# Breaker panal



## dalafosse (May 16, 2011)

What does the nec say about the size of a home for the size of the load center. I have a 3100 sq ft living with 4600 sq ft under roof, 2 ac'a with a total of 20 kw heat. Would 200 amp be ok with code?


----------



## jza (Oct 31, 2009)

No way man.


----------



## 480sparky (Sep 20, 2007)

Take a stroll through Art. 220.


----------



## ElectricJoeNJ (Feb 24, 2011)

Maybe check out the appendixes also. I'm sure somewhere in there it SHOWS you how to do a residential load calc. ...


----------



## Pete m. (Nov 19, 2011)

480sparky said:


> Take a stroll through Art. 220.


That ^^^

Pete


----------



## Bulldog (Jan 28, 2009)

ElectricJoeNJ said:


> Maybe check out the appendixes also.
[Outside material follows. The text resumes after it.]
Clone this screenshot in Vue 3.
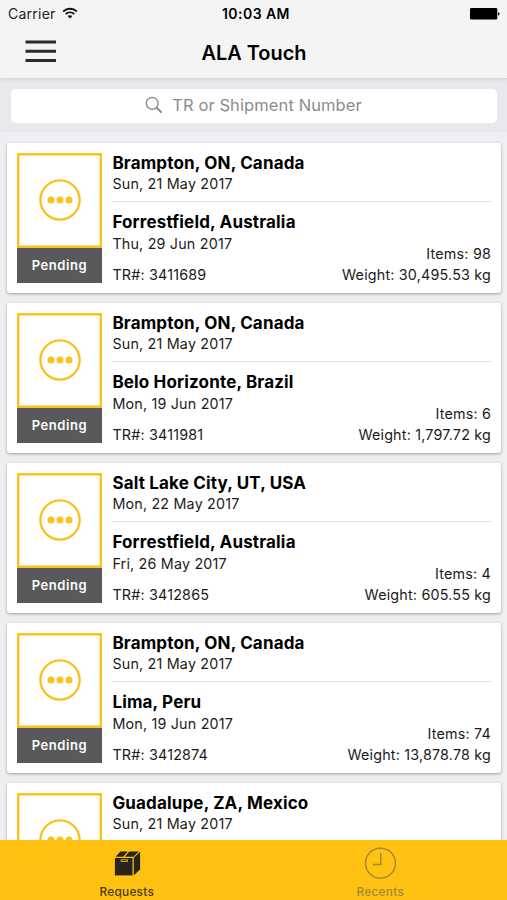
<script setup>
const shipments = [
  { from: 'Brampton, ON, Canada', departs: 'Sun, 21 May 2017', to: 'Forrestfield, Australia', arrives: 'Thu, 29 Jun 2017', tr: '3411689', items: '98', weight: '30,495.53' },
  { from: 'Brampton, ON, Canada', departs: 'Sun, 21 May 2017', to: 'Belo Horizonte, Brazil', arrives: 'Mon, 19 Jun 2017', tr: '3411981', items: '6', weight: '1,797.72' },
  { from: 'Salt Lake City, UT, USA', departs: 'Mon, 22 May 2017', to: 'Forrestfield, Australia', arrives: 'Fri, 26 May 2017', tr: '3412865', items: '4', weight: '605.55' },
  { from: 'Brampton, ON, Canada', departs: 'Sun, 21 May 2017', to: 'Lima, Peru', arrives: 'Mon, 19 Jun 2017', tr: '3412874', items: '74', weight: '13,878.78' },
  { from: 'Guadalupe, ZA, Mexico', departs: 'Sun, 21 May 2017' },
]
</script>

<template>
  <div class="screen">
    <header class="header">
      <div class="status">
        <div class="carrier">
          <span>Carrier</span>
          <svg class="wifi" width="16" height="12" viewBox="0 0 16 12">
            <path d="M1.2 4.5C5 .9 11 .9 14.8 4.5M3.7 7.1c2.5-2.3 6.1-2.3 8.6 0" fill="none" stroke="#111" stroke-width="1.9" />
            <path d="M5.6 9.1c1.4-1.2 3.4-1.2 4.8 0L8 11.6z" fill="#111" />
          </svg>
        </div>
        <span class="time">10:03 AM</span>
        <svg class="battery" width="30" height="12" viewBox="0 0 30 12">
          <rect x="0" y="0" width="27.3" height="11.5" rx="1.3" fill="#000" />
          <path d="M28.1 4c1.9.6 1.9 3.2 0 3.8z" fill="#000" />
        </svg>
      </div>
      <div class="nav">
        <svg class="menu" width="32" height="24" viewBox="0 0 32 24">
          <path d="M.5 2.1h30.5M.5 11.3h30.5M.5 20.5h30.5" stroke="#2b2b2d" stroke-width="3" />
        </svg>
        <h1>ALA Touch</h1>
        <span></span>
      </div>
    </header>

    <div class="search">
      <div class="field">
        <svg width="18" height="18" viewBox="0 0 18 18" fill="none" stroke="#8b8b8e">
          <circle cx="7.2" cy="7.3" r="5.9" stroke-width="1.4" />
          <path d="M11.4 11.5l5.2 5.1" stroke-width="2" />
        </svg>
        <span>TR or Shipment Number</span>
      </div>
    </div>

    <main class="list">
      <article v-for="(s, i) in shipments" :key="i" class="card">
        <div class="badge">
          <div class="frame">
            <svg width="42" height="42" viewBox="0 0 42 42">
              <circle cx="21" cy="21" r="19.6" fill="none" stroke="#fcc11c" stroke-width="2.3" />
              <g fill="#fcc11c">
                <circle cx="12" cy="21" r="3.5" />
                <circle cx="21" cy="21" r="3.5" />
                <circle cx="30" cy="21" r="3.5" />
              </g>
            </svg>
          </div>
          <div v-if="s.to" class="state">Pending</div>
        </div>
        <div class="info">
          <div class="leg origin">
            <h2>{{ s.from }}</h2>
            <p>{{ s.departs }}</p>
          </div>
          <div v-if="s.to" class="details">
            <div class="leg">
              <h2>{{ s.to }}</h2>
              <p>{{ s.arrives }}</p>
              <p class="tr">TR#: {{ s.tr }}</p>
            </div>
            <div class="totals">
              <p>Items: {{ s.items }}</p>
              <p>Weight: {{ s.weight }} kg</p>
            </div>
          </div>
        </div>
      </article>
    </main>

    <footer class="tabs">
      <div class="tab active">
        <svg width="32" height="32" viewBox="0 0 32 32" fill="#29251c">
          <path d="M3.9 11h17.6v17.4H3.9z" />
          <path d="M4.6 9.7L9.4 4.4h7.4l-4.6 5.3zM13.8 9.7l4.5-5.3h9.6l-5.4 5.3z" />
          <path d="M22.8 10.8l6.3-6v17.6l-6.3 5.8z" />
          <path d="M9.7 12.4h7.2v2.4H9.7z" fill="#ffc112" />
          <path d="M10.5 13.2h5.6v.8h-5.6z" />
        </svg>
        <span>Requests</span>
      </div>
      <div class="tab">
        <svg width="32" height="32" viewBox="0 0 32 32" fill="none" stroke="#a2893a" stroke-width="1.5">
          <circle cx="16.5" cy="16.2" r="15" />
          <path d="M16.7 6v11.5H9" />
        </svg>
        <span>Recents</span>
      </div>
    </footer>
  </div>
</template>

<style>
body {
  margin: 0;
  overflow: hidden;
}
</style>

<style scoped>
.screen {
  width: 507px;
  height: 900px;
  display: flex;
  flex-direction: column;
  overflow: hidden;
  background: #efeff2;
  color: #000;
  font-family: Inter, "Liberation Sans", sans-serif;
}
h1, h2, p {
  margin: 0;
}
svg {
  display: block;
  flex: none;
}
.header {
  height: 78px;
  flex: none;
  background: #f4f4f4;
  border-bottom: 1px solid #d8d8da;
  box-shadow: 0 1px 2px rgba(0, 0, 0, .08);
  z-index: 1;
}
.status {
  height: 27px;
  padding: 0 7px 0 8px;
  display: grid;
  grid-template-columns: 1fr auto 1fr;
  align-items: center;
  font-size: 14px;
  line-height: 27px;
}
.carrier {
  display: flex;
  align-items: center;
  gap: 6px;
  letter-spacing: .25px;
  color: #222;
}
.wifi {
  margin-bottom: 2px;
}
.time {
  font-weight: 600;
  letter-spacing: .45px;
  padding-left: 4px;
}
.battery {
  justify-self: end;
}
.nav {
  height: 51px;
  padding: 0 24px 0 25px;
  display: grid;
  grid-template-columns: 1fr auto 1fr;
  align-items: center;
}
.menu {
  margin-bottom: 2px;
}
.nav h1 {
  font-size: 19.9px;
  font-weight: 600;
  line-height: 50px;
}
.search {
  height: 34px;
  flex: none;
  padding: 10px 10px 9px 11px;
  background: #e8e8ed;
}
.field {
  height: 32px;
  padding: 0 1px 2px 0;
  display: flex;
  align-items: center;
  justify-content: center;
  gap: 9px;
  border-radius: 5px;
  background: #fff;
  color: #8b8b8e;
  font-size: 16.5px;
  letter-spacing: .1px;
}
.list {
  flex: 1;
  min-height: 0;
  padding: 10.5px 6px 0 7px;
  display: flex;
  flex-direction: column;
  gap: 10px;
  overflow: hidden;
}
.card {
  height: 150px;
  flex: none;
  box-sizing: border-box;
  padding: 10px 10px 0 9.6px;
  display: flex;
  gap: 10.2px;
  border-radius: 3px;
  background: #fff;
  box-shadow: 0 1px 3px rgba(0, 0, 0, .35);
}
.badge {
  width: 85.6px;
  flex: none;
}
.frame {
  height: 95px;
  box-sizing: border-box;
  padding-left: 1.4px;
  display: flex;
  align-items: center;
  justify-content: center;
  box-shadow: inset 0 0 0 2.4px #fcc11c;
}
.state {
  height: 35px;
  background: #58595b;
  color: #fff;
  font-size: 13px;
  font-weight: 600;
  line-height: 35px;
  text-align: center;
  letter-spacing: .55px;
}
.info {
  flex: 1;
}
.leg h2 {
  font-size: 17px;
  font-weight: 700;
  line-height: 21px;
  letter-spacing: .16px;
  white-space: nowrap;
}
.info p {
  font-size: 14.3px;
  line-height: 21px;
  letter-spacing: .2px;
  color: #1b1b1b;
}
.origin {
  height: 48.5px;
}
.origin p {
  line-height: 20px;
}
.details {
  border-top: 1px solid #e2e2e4;
  padding-top: 10px;
  display: flex;
  justify-content: space-between;
}
.leg .tr {
  margin-top: 9.5px;
}
.totals {
  margin-top: 32.4px;
  text-align: right;
}
.totals p {
  line-height: 20.5px;
}
.tabs {
  height: 60px;
  flex: none;
  display: grid;
  grid-template-columns: 1fr 1fr;
  background: #ffc112;
}
.tab {
  padding-top: 7px;
  display: flex;
  flex-direction: column;
  align-items: center;
  gap: 6px;
  color: #a2893a;
  font-size: 11.8px;
  font-weight: 500;
  line-height: 15px;
  letter-spacing: .3px;
}
.tab.active {
  color: #4d3d14;
}
</style>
I'm sure somewhere in there it SHOWS you how to do a residential load calc. ...


 It will show you how to to the load calc.


----------



## ElectricJoeNJ (Feb 24, 2011)

Bulldog said:


> It will show you how to to the load calc.


Are you asking me or telling me?? Did you not pick up on my sarcasm in my post.


----------



## Bulldog (Jan 28, 2009)

I was agreing with you.


----------